Panda Bear & Sonic Boom – Reset In Dub
With its strictly limited toolbox of sounds and techniques, dub is one of those genres of music that over its history has done so much with so little. When trying to find the best dub recordings and remixes, listeners also have to ascertain whether the end goal is wholly moving music from one context to another, or playing with and around the strongest points of original compositions. Dub remix albums are having a fresh new moment over the last few years, and one of the greatest modern sound systems—Adrian Sherwood’s On-U Sound—finds wondrous new things to say with Panda Bear and Sonic Boom’s work first heard on Reset from August 2022. Reset in Dub brings into the equation an element that isn’t always so immediately audible in dub: joy.
Last year, Sherwood dubbed out the latest studio album from Horace Andy. His process removed a lot of Andy’s vocals from the mix, doing the music and both of their reputations no favors. The original Reset was inspired by and used samples from music from the first two decades of rock. Combined with the Animal Collective and Spacemen 3 alumni’s vocal interplay and stylings, it made a lot of psychic connections to the more experimental good-time music of Brian Wilson and his Beach Boys. You have to work really hard to remix the brightness out of songs like those; to his credit, Sherwood doubles down on it. Despite Panda Bear and Sonic Boom playing for a different crowd and having a more slight reputation than Andy, the appeal of the sounds on Reset in Dub feels much more universal.

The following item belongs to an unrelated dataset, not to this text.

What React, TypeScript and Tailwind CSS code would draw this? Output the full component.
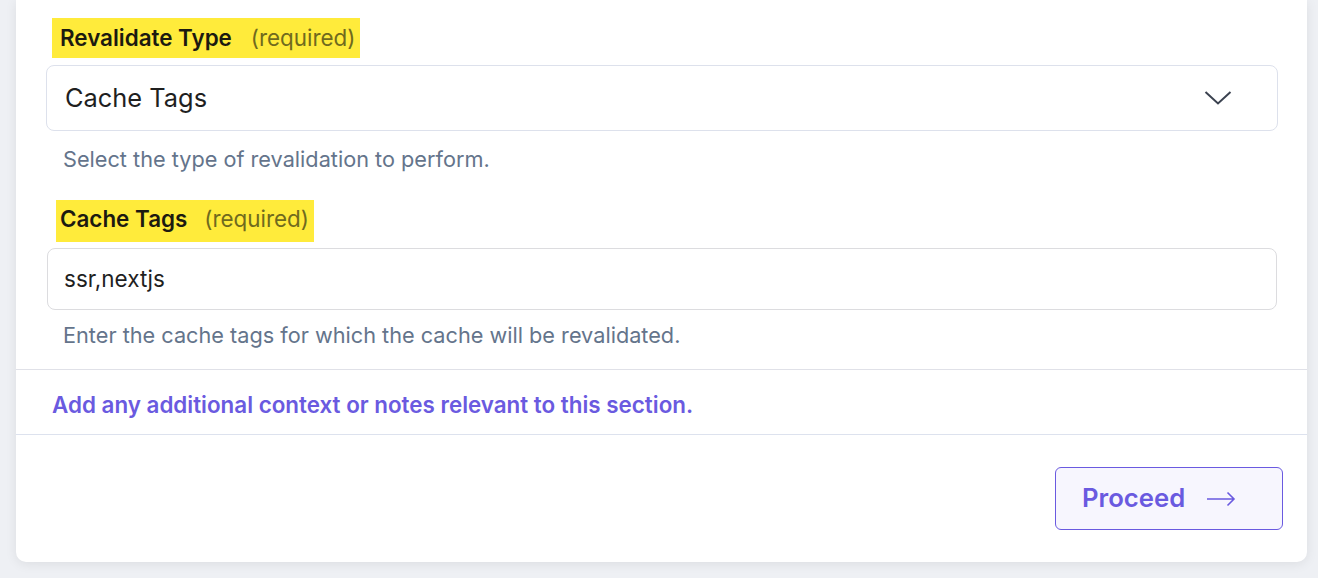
import React from "react";

export default function App() {
  const font = { fontFamily: "Inter, 'Noto Sans', sans-serif" };
  return (
    <div className="w-[1318px] h-[578px] bg-[#eef0f4] overflow-hidden" style={font}>
      <div className="ml-[16px] w-[1291px] h-[562px] bg-white rounded-b-[10px] shadow-[0_2px_12px_rgba(0,0,0,0.08)] flex flex-col">
        <div className="pl-[30px] pr-[29px] pt-[18px]">
          <div className="ml-[6px] inline-flex items-center h-[40px] bg-[#ffeb3b] pl-[8px] pr-[5px] text-[22.4px]">
            <span className="font-semibold text-[#1c1a10]">Revalidate Type</span>
            <span className="ml-[19px] text-[#706a1e]">(required)</span>
          </div>
          <div className="mt-[7px] h-[66px] border border-[#dde1ec] rounded-[8px] flex items-center justify-between pl-[18px] pr-[45px]">
            <span className="text-[25.4px] text-[#1f1f1f]">Cache Tags</span>
            <svg width="28" height="16" viewBox="0 0 28 16" fill="none">
              <path d="M1.5 2 L14 13.5 L26.5 2" stroke="#3b4250" strokeWidth="2" />
            </svg>
          </div>
          <div className="mt-[14px] pl-[17px] text-[21.7px] leading-[28px] text-[#64748b]">
            Select the type of revalidation to perform.
          </div>
          <div className="mt-[27px] ml-[10px] inline-flex items-center h-[42px] bg-[#ffeb3b] pl-[4px] pr-[5px] pb-[5px] text-[22.4px]">
            <span className="font-semibold text-[#1c1a10]">Cache Tags</span>
            <span className="ml-[17px] text-[#706a1e]">(required)</span>
          </div>
          <div className="mt-[6px] ml-[1px] mr-[1px] h-[62px] border border-[#dcdcdf] rounded-[8px] flex items-center pl-[16px]">
            <span className="text-[22.5px] text-[#1f1f1f]">ssr,nextjs</span>
          </div>
          <div className="mt-[11px] pl-[17px] text-[21.7px] leading-[28px] text-[#64748b]">
            Enter the cache tags for which the cache will be revalidated.
          </div>
        </div>
        <div className="mt-[20px] border-t border-[#e0e1e8] h-[65px] flex items-center pl-[36px] pt-[6px]">
          <span className="text-[22.4px] font-semibold text-[#6a5ae0]">
            Add any additional context or notes relevant to this section.
          </span>
        </div>
        <div className="border-t border-[#dde2ee] flex justify-end pr-[24px] pt-[32px]">
          <button className="w-[228px] h-[63px] border border-[#6a5ae0] bg-[#f7f6fe] rounded-[6px] flex items-center pl-[26px]">
            <span className="text-[25.7px] font-semibold text-[#6a5ae0]">Proceed</span>
            <svg className="ml-[21px]" width="30" height="16" viewBox="0 0 30 16" fill="none">
              <path d="M1 8 H28 M21.5 1.5 L28 8 L21.5 14.5" stroke="#6a5ae0" strokeWidth="1.6" />
            </svg>
          </button>
        </div>
      </div>
    </div>
  );
}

The moodiest moment on Reset in Dub is the chopped and screwed back half of “Danger Dub,” and we only get there through three-plus minutes of chirping reggae full of glitched horns. Most of this music otherwise conveys a sense of hope and fun that you don’t normally hear in Sherwood’s productions, nor frankly in much of dub at all without the aid of certain herbs. “Edge of the Edge Dub” is a wonderful alternative to the big single from Reset, something radio should sneak in their playlists. It falls endlessly down The Orb’s rabbit hole, Panda Bear’s sunny melodic lines competing with Sonic Boom’s barbershop-quartet harmonies, dream-pop guitar, and the connective beeps of phones and computers.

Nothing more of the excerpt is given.